#### Exercise input ####
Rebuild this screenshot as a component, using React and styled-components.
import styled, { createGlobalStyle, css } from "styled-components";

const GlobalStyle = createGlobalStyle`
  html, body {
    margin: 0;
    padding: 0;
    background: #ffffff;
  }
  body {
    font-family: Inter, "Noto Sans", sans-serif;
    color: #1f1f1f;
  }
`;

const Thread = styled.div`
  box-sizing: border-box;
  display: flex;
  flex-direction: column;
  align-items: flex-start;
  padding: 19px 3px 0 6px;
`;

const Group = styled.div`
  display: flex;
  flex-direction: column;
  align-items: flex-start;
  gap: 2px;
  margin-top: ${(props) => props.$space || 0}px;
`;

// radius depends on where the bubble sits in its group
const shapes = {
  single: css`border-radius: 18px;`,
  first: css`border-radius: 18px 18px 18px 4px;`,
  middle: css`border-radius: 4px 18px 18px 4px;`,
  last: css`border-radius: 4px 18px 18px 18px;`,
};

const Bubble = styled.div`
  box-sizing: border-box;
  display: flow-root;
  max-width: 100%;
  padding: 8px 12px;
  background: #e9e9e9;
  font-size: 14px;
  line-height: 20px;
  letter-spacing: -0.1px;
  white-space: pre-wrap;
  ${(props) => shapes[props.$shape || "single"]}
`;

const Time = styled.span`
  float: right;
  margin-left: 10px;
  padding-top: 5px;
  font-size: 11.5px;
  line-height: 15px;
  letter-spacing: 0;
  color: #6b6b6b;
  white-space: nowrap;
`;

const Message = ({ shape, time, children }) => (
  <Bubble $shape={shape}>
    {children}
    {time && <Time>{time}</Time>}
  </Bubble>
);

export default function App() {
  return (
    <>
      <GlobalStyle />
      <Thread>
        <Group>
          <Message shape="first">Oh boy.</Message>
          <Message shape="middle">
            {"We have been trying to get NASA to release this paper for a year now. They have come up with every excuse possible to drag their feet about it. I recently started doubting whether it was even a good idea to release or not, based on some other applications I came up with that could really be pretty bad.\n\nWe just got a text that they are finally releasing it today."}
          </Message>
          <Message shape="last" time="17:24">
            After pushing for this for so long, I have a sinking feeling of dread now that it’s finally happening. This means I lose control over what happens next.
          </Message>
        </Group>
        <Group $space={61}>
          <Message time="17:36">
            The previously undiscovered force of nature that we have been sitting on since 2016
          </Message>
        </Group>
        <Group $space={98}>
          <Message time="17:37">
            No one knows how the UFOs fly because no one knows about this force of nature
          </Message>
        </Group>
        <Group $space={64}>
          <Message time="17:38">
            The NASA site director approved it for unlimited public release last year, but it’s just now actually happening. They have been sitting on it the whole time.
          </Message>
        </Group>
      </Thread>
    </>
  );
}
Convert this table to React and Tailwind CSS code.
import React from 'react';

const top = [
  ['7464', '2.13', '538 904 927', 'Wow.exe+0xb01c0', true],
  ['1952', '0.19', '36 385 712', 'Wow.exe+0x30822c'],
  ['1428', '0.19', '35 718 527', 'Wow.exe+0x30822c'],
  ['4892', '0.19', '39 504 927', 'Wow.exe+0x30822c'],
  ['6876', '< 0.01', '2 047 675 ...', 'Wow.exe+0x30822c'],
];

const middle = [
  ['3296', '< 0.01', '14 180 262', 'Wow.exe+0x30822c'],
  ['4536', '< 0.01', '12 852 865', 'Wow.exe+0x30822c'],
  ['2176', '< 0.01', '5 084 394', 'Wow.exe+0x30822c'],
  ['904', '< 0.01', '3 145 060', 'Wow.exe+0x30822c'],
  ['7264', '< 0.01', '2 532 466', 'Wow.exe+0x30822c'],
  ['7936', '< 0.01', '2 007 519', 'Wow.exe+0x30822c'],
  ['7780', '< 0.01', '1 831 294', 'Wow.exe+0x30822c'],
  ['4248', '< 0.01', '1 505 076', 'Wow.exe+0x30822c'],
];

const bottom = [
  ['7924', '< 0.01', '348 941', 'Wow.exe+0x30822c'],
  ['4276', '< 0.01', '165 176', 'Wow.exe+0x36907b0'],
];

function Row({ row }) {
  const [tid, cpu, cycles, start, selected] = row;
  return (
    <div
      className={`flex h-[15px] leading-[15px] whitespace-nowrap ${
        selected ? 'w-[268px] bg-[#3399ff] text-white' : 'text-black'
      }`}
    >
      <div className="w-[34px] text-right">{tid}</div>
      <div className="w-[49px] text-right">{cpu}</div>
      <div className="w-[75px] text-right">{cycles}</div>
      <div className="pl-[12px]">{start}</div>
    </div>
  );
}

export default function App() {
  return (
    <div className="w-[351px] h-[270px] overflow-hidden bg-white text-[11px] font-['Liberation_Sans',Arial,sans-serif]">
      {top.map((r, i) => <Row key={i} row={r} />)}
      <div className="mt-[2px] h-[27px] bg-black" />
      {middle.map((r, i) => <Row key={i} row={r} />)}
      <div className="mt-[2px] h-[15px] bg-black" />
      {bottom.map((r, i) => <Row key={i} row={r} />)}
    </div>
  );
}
####
- [Directions]:
Find the string "styled" in the records, then copy each line where it occurs.

- [Solution]:
Rebuild this screenshot as a component, using React and styled-components.
import styled, { createGlobalStyle, css } from "styled-components";
const Thread = styled.div`
const Group = styled.div`
const Bubble = styled.div`
const Time = styled.span`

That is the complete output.